Una vasta operazione dei Carabinieri del Nucleo Ispettorato del Lavoro di Cuneo, di cui è comandante il maresciallo capo Dario Scarcia, con i comandi provinciali dell’Arma di Cuneo e di Bolzano, ha permesso di individuare i responsabili di un “giro” di caporalato e sfruttamento di lavoratori irregolari, in particolare nelle Langhe. Nella giornata di ieri (lunedì 25 marzo) i militari hanno eseguito un’ordinanza di misura cautelare interdittiva del divieto temporaneo di esercitare l’attività professionale o imprenditoriale, insieme con il sequestro preventivo di undici veicoli, emessa dal Gip del Tribunale di Asti su richiesta della Procura della Repubblica. La misura riguarda nove persone (si tratta di quattro macedoni, quattro albanesi e un tunisino), considerate responsabili di caporalato e accusate di aver occupato alle proprie dipendenze lavoratori non in regola con il soggiorno in Italia.

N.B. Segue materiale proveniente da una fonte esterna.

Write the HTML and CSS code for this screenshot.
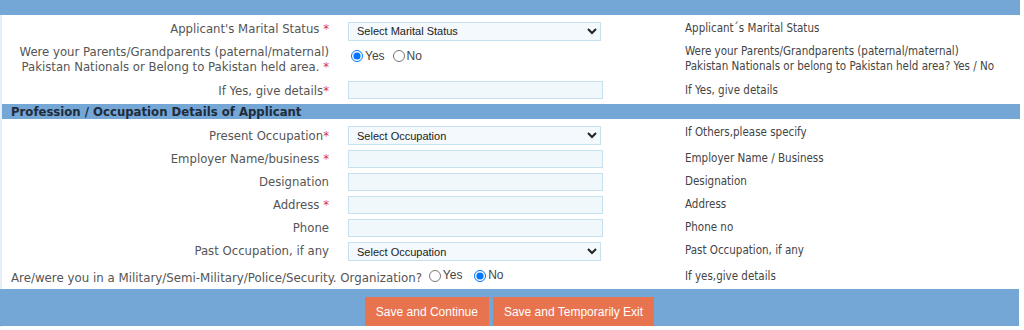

L’attività investigativa era partita nell’aprile 2023, sulla base di ispezioni condotte da Carabinieri e Ispettorato (con il supporto di mediatori culturali dell’Oim – Organizzazione internazionale per le migrazioni) per il contrasto al caporalato e al lavoro irregolare in agricoltura: era emerso “un quadro diffuso di sfruttamento lavorativo in tutta la zona di Alba e territori limitrofi a forte vocazione vitivinicola, in danno di cittadini extracomunitari in stato di bisogno reclutati sulle piazze e prelevati con pulmini o autovetture da parte di datori di lavoro contoterzisti”. È stata poi ricostruita la rete di sfruttamento, con tanto di luoghi di “raccolta” dei lavoratori, prelevati e “trasportati a cura dei caporali, titolari di aziende agricole di lavoro conto terzi, per l’impiego in condizioni di sfruttamento in aziende agricole operanti nei vigneti delle province di Cuneo, Asti e Alessandria”. La paga oraria era nettamente al di sotto di quanto previsto dai contratti del settore (sei euro l’ora) e veniva fatto pagare il costo del trasporto; orari, permessi, ferie e riposi non rispettavano certo le normali condizioni di lavoro, come neppure le questioni di salute e sicurezza; sono emerse anche situazioni di “condizioni e metodi di lavoro degradanti (sorveglianza a vista e minaccia di non retribuzione in caso di minimo errore)”, secondo quanto riferito dall’Arma.
Quaranta i lavoratori identificati come vittime di sfruttamento: un terzo di loro erano persone originarie del Gambia, gli altri da Senegal, Ghana, Macedonia, Tunisia, Pakistan, Nigeria, Guinea, Egitto, Albania, Marocco, Gabon e Bangladesh. Per trenta di loro è stato ottenuto il nulla osta al rilascio del permesso di soggiorno per grave sfruttamento lavorativo; alcuni vivevano accampati lungo le rive del fiume Tanaro.